Cuando hayáis levantado al Hijo del Hombre, entonces sabréis que Yo Soy.
Palabras que nos recuerdan las dirigidas a Nicodemo: Como Moisés elevó la serpiente en el desierto, así tiene que ser elevado el Hijo del Hombre, para que todo el que crea tenga en Él vida eterna (Jn 3, 14-15). El pueblo de Israel, hastiado del desierto, murmuraba de Dios y había sufrido la plaga de las serpientes venenosas. Para superar su mortal picadura debían mirar la serpiente de bronce hecha por Moisés y colocada en un mástil (Nm 21, 4-9). Así también, quienes formamos parte del nuevo pueblo de Dios, debemos poner los ojos en el Crucificado. Es ahí donde desaprendemos sobre Dios y donde aprendemos el mejor conocimiento de Dios. Es ahí donde hallamos el mejor antídoto ante las serpientes que envenenan la vida.

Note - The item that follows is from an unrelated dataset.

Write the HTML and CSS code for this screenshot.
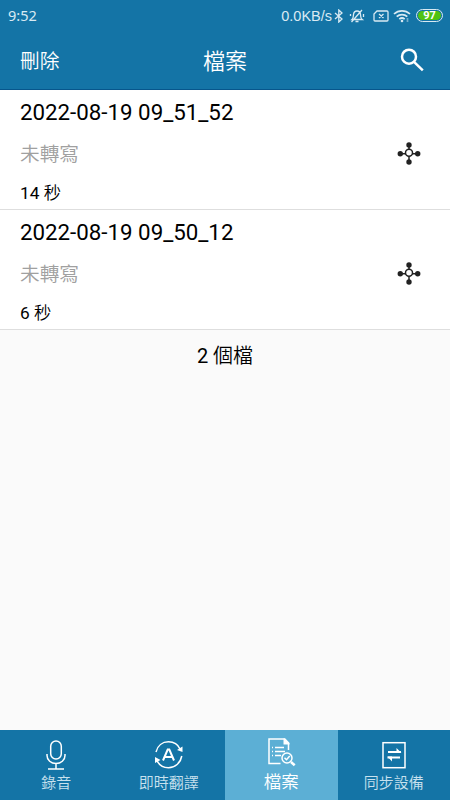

En verdad, los caminos de Dios no son los nuestros. Es increíble; el momento del mayor fracaso, y humillación es el momento de la manifestación suprema de la gloria de Dios; de la expresión suprema de su amor por nosotros hasta el extremo. En verdad, la locura divina es más sabia que los hombres, y la debilidad divina más fuerte que los hombres (1 Cor 1, 25).
Acostumbrémonos, muy especialmente en estos días pascuales, a poner los ojos en el Crucificado. Él es EL SEÑOR. ¿Por qué la cruz? Por amor. Nos amó porque nos amó; es el único amor enteramente gratuito. Nadie tiene amor más grande que el que da la vida por sus amigos. Vosotros sois mis amigos (Jn 15, 13s).
Basta ya de llorar por nosotros mismos con lágrimas contaminadas, con lágrimas de autocompasión. Es hora de derramar otras lágrimas. Lágrimas hermosas, de asombro, de alegría, de agradecimiento (R. Cantalamessa).